* _EXERCISE OBJECTIVE_: Count how many lines contain "components" and reply with that number only.

* _SOURCE EXCERPT_:
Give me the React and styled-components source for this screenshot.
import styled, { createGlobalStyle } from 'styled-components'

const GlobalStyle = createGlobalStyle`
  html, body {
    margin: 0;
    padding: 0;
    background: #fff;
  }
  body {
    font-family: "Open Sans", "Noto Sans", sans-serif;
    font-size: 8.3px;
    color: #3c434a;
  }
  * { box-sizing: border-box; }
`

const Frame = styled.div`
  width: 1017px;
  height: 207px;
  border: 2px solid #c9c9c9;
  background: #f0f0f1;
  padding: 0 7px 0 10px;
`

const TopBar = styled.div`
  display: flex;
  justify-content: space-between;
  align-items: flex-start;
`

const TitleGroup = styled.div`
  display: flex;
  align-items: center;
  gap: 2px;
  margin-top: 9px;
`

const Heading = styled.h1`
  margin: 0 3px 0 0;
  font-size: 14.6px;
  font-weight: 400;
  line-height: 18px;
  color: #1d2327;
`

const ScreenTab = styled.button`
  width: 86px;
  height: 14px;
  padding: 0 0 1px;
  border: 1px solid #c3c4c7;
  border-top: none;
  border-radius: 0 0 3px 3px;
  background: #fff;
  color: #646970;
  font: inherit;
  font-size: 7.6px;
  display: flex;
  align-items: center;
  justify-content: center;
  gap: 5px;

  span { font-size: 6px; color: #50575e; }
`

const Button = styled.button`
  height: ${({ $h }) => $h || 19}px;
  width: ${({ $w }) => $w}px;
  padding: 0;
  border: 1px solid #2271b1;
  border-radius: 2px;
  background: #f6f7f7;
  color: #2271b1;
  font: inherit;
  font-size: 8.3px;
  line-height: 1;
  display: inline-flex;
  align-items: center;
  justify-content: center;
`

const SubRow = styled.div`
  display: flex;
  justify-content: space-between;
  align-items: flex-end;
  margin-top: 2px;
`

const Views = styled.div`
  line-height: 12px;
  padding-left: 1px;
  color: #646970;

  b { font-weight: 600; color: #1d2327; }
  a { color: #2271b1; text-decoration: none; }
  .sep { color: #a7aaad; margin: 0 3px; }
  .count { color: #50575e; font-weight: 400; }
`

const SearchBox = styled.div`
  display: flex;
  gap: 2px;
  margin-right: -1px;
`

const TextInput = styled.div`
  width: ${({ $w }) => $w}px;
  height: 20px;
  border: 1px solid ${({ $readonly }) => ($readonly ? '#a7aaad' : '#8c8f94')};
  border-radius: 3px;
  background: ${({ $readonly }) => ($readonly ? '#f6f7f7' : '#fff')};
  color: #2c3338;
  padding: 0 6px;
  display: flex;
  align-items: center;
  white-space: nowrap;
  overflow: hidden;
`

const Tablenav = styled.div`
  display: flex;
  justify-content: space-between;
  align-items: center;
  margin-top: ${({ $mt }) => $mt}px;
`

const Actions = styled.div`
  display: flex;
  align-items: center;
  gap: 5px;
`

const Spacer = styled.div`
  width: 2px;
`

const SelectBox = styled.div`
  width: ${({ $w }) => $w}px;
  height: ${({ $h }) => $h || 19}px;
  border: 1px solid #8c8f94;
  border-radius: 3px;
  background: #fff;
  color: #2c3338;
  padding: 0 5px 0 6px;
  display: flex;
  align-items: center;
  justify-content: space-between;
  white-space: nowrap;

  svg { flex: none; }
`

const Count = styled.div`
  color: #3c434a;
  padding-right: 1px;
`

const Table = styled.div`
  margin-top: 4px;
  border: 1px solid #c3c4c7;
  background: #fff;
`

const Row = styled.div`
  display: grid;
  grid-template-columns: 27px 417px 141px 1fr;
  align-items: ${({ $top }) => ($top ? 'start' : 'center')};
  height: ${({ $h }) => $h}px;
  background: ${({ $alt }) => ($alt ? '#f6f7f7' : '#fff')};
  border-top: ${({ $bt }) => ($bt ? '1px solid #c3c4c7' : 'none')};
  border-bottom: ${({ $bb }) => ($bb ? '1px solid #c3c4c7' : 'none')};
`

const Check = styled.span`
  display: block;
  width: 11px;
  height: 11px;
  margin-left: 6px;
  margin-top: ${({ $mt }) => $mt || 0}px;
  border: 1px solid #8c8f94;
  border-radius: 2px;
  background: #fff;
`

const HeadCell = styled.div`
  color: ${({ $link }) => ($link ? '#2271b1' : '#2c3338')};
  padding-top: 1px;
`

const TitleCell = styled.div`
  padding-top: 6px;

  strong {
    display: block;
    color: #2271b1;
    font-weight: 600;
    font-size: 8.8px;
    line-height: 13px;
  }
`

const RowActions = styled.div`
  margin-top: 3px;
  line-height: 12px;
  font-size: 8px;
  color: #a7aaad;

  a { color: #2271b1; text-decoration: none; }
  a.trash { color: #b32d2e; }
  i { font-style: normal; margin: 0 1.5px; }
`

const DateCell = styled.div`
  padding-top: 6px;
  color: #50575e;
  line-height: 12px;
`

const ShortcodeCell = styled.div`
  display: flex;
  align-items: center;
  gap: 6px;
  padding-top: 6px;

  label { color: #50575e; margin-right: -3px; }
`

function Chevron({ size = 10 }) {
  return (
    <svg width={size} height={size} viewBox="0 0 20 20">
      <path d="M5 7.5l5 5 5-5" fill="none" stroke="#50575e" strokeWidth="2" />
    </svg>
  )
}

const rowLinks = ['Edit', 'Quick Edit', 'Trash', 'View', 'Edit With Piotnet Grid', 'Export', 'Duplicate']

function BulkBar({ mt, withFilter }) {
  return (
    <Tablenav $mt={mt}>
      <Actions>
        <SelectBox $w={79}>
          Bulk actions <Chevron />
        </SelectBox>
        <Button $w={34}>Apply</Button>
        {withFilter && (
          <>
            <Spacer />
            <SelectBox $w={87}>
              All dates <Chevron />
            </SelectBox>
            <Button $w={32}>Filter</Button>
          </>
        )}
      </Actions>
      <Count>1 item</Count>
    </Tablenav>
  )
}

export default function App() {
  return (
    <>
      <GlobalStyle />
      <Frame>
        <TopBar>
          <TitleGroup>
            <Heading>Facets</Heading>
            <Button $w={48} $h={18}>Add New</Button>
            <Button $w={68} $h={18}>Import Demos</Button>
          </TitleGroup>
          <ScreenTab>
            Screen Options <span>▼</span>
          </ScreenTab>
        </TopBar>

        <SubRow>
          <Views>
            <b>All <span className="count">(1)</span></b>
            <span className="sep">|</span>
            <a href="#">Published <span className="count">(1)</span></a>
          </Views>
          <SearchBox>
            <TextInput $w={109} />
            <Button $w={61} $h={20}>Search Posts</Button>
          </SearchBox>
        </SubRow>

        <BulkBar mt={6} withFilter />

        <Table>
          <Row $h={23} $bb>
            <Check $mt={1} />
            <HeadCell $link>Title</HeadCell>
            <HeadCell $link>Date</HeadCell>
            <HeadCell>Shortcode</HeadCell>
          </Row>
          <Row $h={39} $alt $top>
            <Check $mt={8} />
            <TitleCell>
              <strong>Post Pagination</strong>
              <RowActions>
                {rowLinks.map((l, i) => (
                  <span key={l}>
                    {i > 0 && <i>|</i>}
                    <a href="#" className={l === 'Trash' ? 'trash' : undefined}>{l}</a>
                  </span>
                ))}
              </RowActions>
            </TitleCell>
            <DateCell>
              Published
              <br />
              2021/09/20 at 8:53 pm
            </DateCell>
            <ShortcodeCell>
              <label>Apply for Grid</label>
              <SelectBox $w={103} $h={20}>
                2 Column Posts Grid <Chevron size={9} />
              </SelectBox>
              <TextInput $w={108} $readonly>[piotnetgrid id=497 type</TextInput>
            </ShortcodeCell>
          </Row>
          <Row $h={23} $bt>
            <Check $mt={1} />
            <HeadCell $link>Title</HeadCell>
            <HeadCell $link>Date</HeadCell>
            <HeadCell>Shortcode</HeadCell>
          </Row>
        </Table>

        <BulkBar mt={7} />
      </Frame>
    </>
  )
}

* _ANSWER TO THE EXERCISE_: 2